Reflecting these sentiments, the same poll shows the Republicans losing to the Democrats (37-48) as the party best able to Iraq situation (by 48-37) and having no advantage at all over the Democrats (42-42) on handling the campaign against terrorism, the first time this has happened. Right after the 2002 elections, the GOP led the Democrats by a whopping 36 points on this issue.
So, how can Bushism continue if Bush himself has become genuinely unpopular, he doesn’t have special status anymore as a leader or man of integrity, and assessments of his stewardship of the war on terror, his greatest strength, are shifting into negative territory? The answer is simple: it can’t. Without that strong, positive image in the eyes of voters, the fundamental unpopularity of the policies Bushism is committed to will drag it down – and is dragging it down today
But if Bushism is coming to an end, what will replace it? That’s a story for next week – so stay tuned!

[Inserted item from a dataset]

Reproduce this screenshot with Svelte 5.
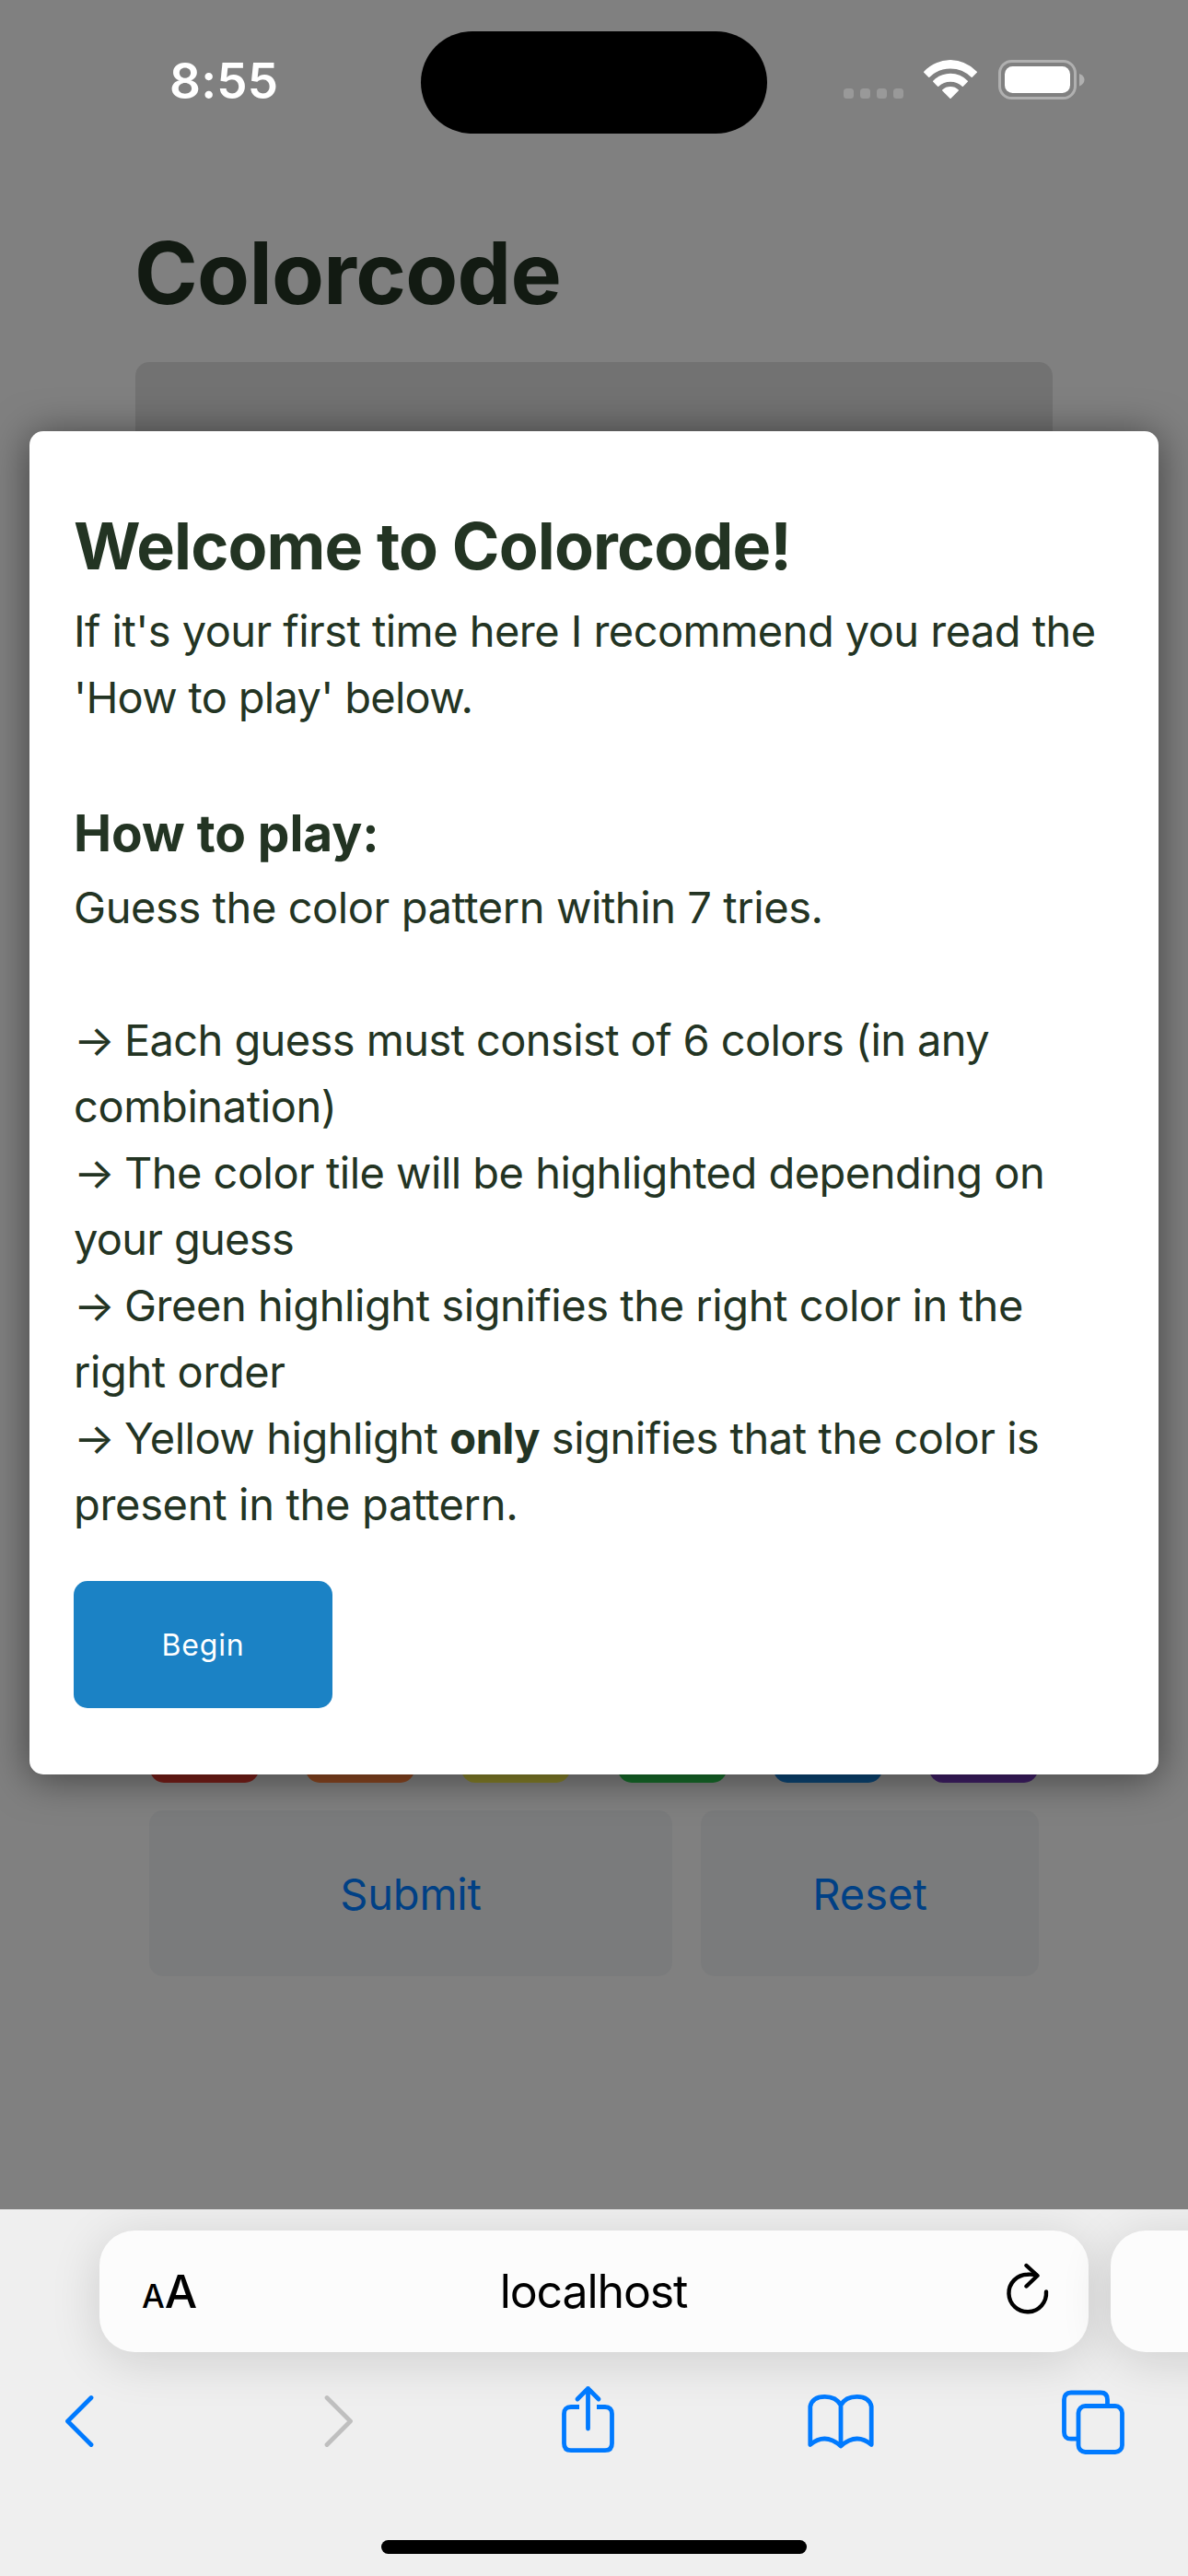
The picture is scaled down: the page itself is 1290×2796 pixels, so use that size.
<script>
  const tiles = ['red', 'orange', 'yellow', 'green', 'blue', 'purple'];

  // Each rule is broken by hand; track is the letter spacing of the line.
  const rules = [
    { arrow: true, text: 'Each guess must consist of 6 colors (in any', track: -0.6 },
    { text: 'combination)', track: -0.4 },
    { arrow: true, text: 'The color tile will be highlighted depending on', track: -0.52 },
    { text: 'your guess', track: -0.7 },
    { arrow: true, text: 'Green highlight signifies the right color in the', track: -0.44 },
    { text: 'right order', track: -0.4 },
    { arrow: true, text: 'Yellow highlight ', strong: 'only', rest: ' signifies that the color is', track: -0.46 },
    { text: 'present in the pattern.', track: -0.32 }
  ];
</script>

<div class="phone">
  <main class="page">
    <header class="status">
      <time>8:55</time>
      <div class="island"></div>
      <div class="indicators">
        <div class="dots"><i></i><i></i><i></i><i></i></div>
        <svg class="wifi" viewBox="0 0 58 43" width="58" height="43">
          <g fill="#fff" stroke="#fff" stroke-width="1.6" stroke-linejoin="round">
            <path d="M29 .8A41.2 41.2 0 0 1 57.2 13.2L52.2 18.2A33 33 0 0 0 5.8 18.2L.8 13.2A41.2 41.2 0 0 1 29 .8Z" />
            <path d="M29 15.6A26.4 26.4 0 0 1 47.2 23.2L42.3 28.2A19.6 19.6 0 0 0 15.7 28.2L10.8 23.2A26.4 26.4 0 0 1 29 15.6Z" />
            <path d="M29 29.8A12 12 0 0 1 37.2 33L29 41.2L20.8 33A12 12 0 0 1 29 29.8Z" />
          </g>
        </svg>
        <svg class="battery" viewBox="0 0 95 43" width="95" height="43">
          <rect x="1.5" y="1.5" width="82" height="40" rx="13" fill="none" stroke="#b0b0b0" stroke-width="3" />
          <rect x="7" y="7" width="71" height="29" rx="8.5" fill="#fff" />
          <path d="M88 15Q93.5 17 93.5 21.500T88 28.500Z" fill="#b0b0b0" />
        </svg>
      </div>
    </header>

    <h1>Colorcode</h1>
    <div class="board"></div>
    <div class="tiles">
      {#each tiles as tile}<div class="tile {tile}"></div>{/each}
    </div>
    <div class="actions">
      <div class="action submit">Submit</div>
      <div class="action">Reset</div>
    </div>
  </main>

  <section class="modal">
    <h2>Welcome to Colorcode!</h2>
    <p><span class="line intro-a">If it's your first time here I recommend you read the</span><span class="line intro-b">'How to play' below.</span></p>
    <h3>How to play:</h3>
    <p class="goal"><span class="line">Guess the color pattern within 7 tries.</span></p>
    <p>
      {#each rules as rule}
        <span class="line" style:letter-spacing="{rule.track}px">{#if rule.arrow}<i class="arrow">{'→ '}</i>{/if}{rule.text}{#if rule.strong}<b>{rule.strong}</b>{rule.rest}{/if}</span>
      {/each}
    </p>
    <button>Begin</button>
  </section>

  <footer class="safari">
    <div class="tabs">
      <div class="address">
        <div class="aa"><small>A</small><span>A</span></div>
        <div class="host">localhost</div>
        <svg class="reload" viewBox="0 0 46 56" width="46" height="56">
          <g fill="none" stroke="#000" stroke-width="4.4" stroke-linecap="round" stroke-linejoin="round">
            <path d="M43 31.500A20.300 20.300 0 1 1 22.700 12.700Q28 12.300 32.500 13.500" />
            <path d="M21.500 3L33.500 14L21.500 25.500" />
          </g>
        </svg>
      </div>
      <div class="address next"></div>
    </div>

    <nav>
      <svg class="back" viewBox="0 0 32 76" width="32" height="76">
        <path d="M29 13.500L3.500 39L29 64.500" />
      </svg>
      <svg class="forward" viewBox="0 0 32 76" width="32" height="76">
        <path d="M3 13.500L28.500 39L3 64.500" />
      </svg>
      <svg class="share" viewBox="0 0 57 76" width="57" height="76">
        <path class="butt" d="M19 23.500H10Q2.500 23.500 2.500 31V63Q2.500 70.700 10 70.700H47Q54.500 70.700 54.500 63V31Q54.500 23.500 47 23.500H38" />
        <path d="M28.500 47V3.500M17 15L28.500 3.500L40 15" />
      </svg>
      <svg class="book" viewBox="0 0 72 76" width="72" height="76">
        <path d="M36 66Q19 51 2.800 64.500V23Q5 12.300 18.500 12.300Q31 12.300 36 21.500Q41 12.300 53.500 12.300Q67 12.300 69.200 23V64.500Q53 51 36 66V21.500" />
      </svg>
      <svg class="pages" viewBox="0 0 68 76" width="68" height="76">
        <rect x="18" y="22.500" width="47.500" height="50" rx="7.500" />
        <path class="butt" d="M18 58.200H10Q2.500 58.200 2.500 50.700V15.500Q2.500 8 10 8H42Q49.500 8 49.500 15.500V22.500" />
      </svg>
    </nav>
    <div class="home"></div>
  </footer>
</div>

<style>
  :global(body) { margin: 0; }
  .phone {
    position: relative;
    width: 1290px;
    height: 2796px;
    display: flex;
    flex-direction: column;
    overflow: hidden;
    font-family: Inter, "Liberation Sans", sans-serif;
    color: #233423;
  }
  h1, h2, h3, p { margin: 0; }

  .page {
    display: flex;
    flex-direction: column;
    height: 2398px;
    box-sizing: border-box;
    padding: 33px 147px 0;
    background: #808080;
  }
  .status {
    display: grid;
    grid-template-columns: 309px 377px 1fr;
    height: 112px;
    margin-right: -147px;
    color: #fff;
  }
  time {
    padding-left: 37px;
    font-size: 53px;
    font-weight: 600;
    line-height: 63px;
    letter-spacing: 0.2px;
    margin-top: 24px;
  }
  .island { margin: 0.5px; border-radius: 56px; background: #000; }
  .indicators { display: flex; align-items: flex-start; padding: 32px 0 0 83px; }
  .dots { display: flex; gap: 7px; margin-top: 31px; width: 87px; }
  .dots i { width: 11px; height: 11px; border-radius: 3.5px; background: #999; }
  .battery { margin-left: 23px; }

  h1 {
    margin-top: 89px;
    height: 159px;
    font-size: 93px;
    line-height: 124px;
    letter-spacing: -0.7px;
    color: #121a12;
    margin-left: -1px;
  }
  .board { flex: none; height: 1392px; border-radius: 15px; background: #727272; }
  .tiles { display: flex; justify-content: space-between; padding: 32px 16px 30px; }
  .tile { width: 118px; height: 118px; border-radius: 15px; }
  .red { background: #7b1f19; }
  .orange { background: #8e4822; }
  .yellow { background: #88832a; }
  .green { background: #176f2b; }
  .blue { background: #0c4777; }
  .purple { background: #401f68; }
  .actions { display: flex; gap: 31px; padding: 0 15px; }
  .action {
    flex: 1;
    height: 180px;
    border-radius: 15px;
    background: #7a7b7c;
    color: #004085;
    font-size: 47px;
    line-height: 181px;
    text-align: center;
  }
  .submit { flex: none; width: 568px; letter-spacing: -0.2px; }

  .modal {
    position: absolute;
    left: 32px;
    top: 468px;
    width: 1226px;
    height: 1458px;
    box-sizing: border-box;
    padding: 68px 48px 0;
    border-radius: 15px;
    background: #fff;
    box-shadow: 0 4px 44px rgba(0, 0, 0, 0.5);
  }
  h2 { font-size: 70px; line-height: 113px; letter-spacing: -0.88px; }
  h3 { margin-top: 66px; font-size: 55px; line-height: 90px; letter-spacing: -0.05px; }
  .modal p { font-size: 47px; line-height: 72px; }
  .line { display: block; white-space: pre; }
  .arrow { font-style: normal; letter-spacing: -1.6px; }
  .intro-a { letter-spacing: -0.55px; }
  .intro-b { letter-spacing: -0.7px; }
  .goal { margin-bottom: 72px; letter-spacing: -0.42px; }
  button {
    display: block;
    width: 281px;
    height: 138px;
    margin-top: 47px;
    padding: 0;
    border: 0;
    border-radius: 15px;
    background: #1b82c5;
    color: #fff;
    font-family: inherit;
    font-size: 32px;
    letter-spacing: 0.8px;
  }

  .safari {
    height: 398px;
    background: #efefef;
    color: #000;
    display: flex;
    flex-direction: column;
    overflow: hidden;
  }
  .tabs { display: flex; gap: 24px; padding: 23px 0 0 108px; }
  .address {
    flex: none;
    display: grid;
    grid-template-columns: 1fr auto 1fr;
    align-items: center;
    width: 1074px;
    height: 132px;
    box-sizing: border-box;
    padding: 0 43px 0 46px;
    border-radius: 38px;
    background: #fcfcfc;
    box-shadow: 0 9px 54px rgba(0, 0, 0, 0.14);
  }
  .aa { display: flex; align-items: baseline; gap: 1px; font-size: 50px; font-weight: 500; letter-spacing: -1px; }
  .aa small { font-size: 35px; }
  .host { margin-left: -4px; font-size: 50px; letter-spacing: -1.1px; }
  .reload { justify-self: end; margin-top: -6px; }

  nav { display: flex; padding: 36px 0 0 70px; }
  nav svg { flex: none; fill: none; stroke: #007aff; stroke-width: 4.8; stroke-linecap: round; stroke-linejoin: round; }
  nav .forward { margin-left: 250px; stroke: #bfbfbf; }
  nav .share { margin-left: 226px; }
  nav .book { margin-left: 210px; }
  nav .pages { margin-left: 204px; }
  nav .butt { stroke-linecap: butt; }
  .home { width: 462px; height: 15px; margin: 92px auto 0; border-radius: 8px; background: #000; }
</style>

It’s Definitely a Pro-Choice, Pro-Roe v. Wade Country
Lest we harbor any doubt about that, as debate on the Alito Supreme Court nomination heats up, consider these data.
1. In a SurveyUSA 50 state poll, 56 percent nationwide described themselves as pro-choice, compared to 38 percent who said they were pro-life. Only 13 states were pro-life; the rest were pro-choice and include Pennsylvania (+7), Michigan (+13), Montana (+11), Ohio (+10), Iowa (+15), Arizona (+17), Minnesota (+17), New Mexico (+17), Wisconsin (+18), Florida (+22), Colorado (+27), Oregon (+29) and Nevada (+32).
2. In a recent Gallup poll, the public, by 53-37, said the Senate should not confirm Alito if it was likely he would vote to overturn Roe v. Wade.
3. The Pew poll cited above asked two slightly versions of a question on whether Roe v. Wade should be overturned. The replies averaged 61-29 against overturning Roe v. Wade.
4. In WP/ABC poll cited above, 64 percent said that, if a case testing Roe v. Wade comes before the Supreme Court, the Court should vote to uphold it, compared to just 31 percent who believe the Court should vote to overturn it.
Pretty clear data. We’ll see if the message gets through.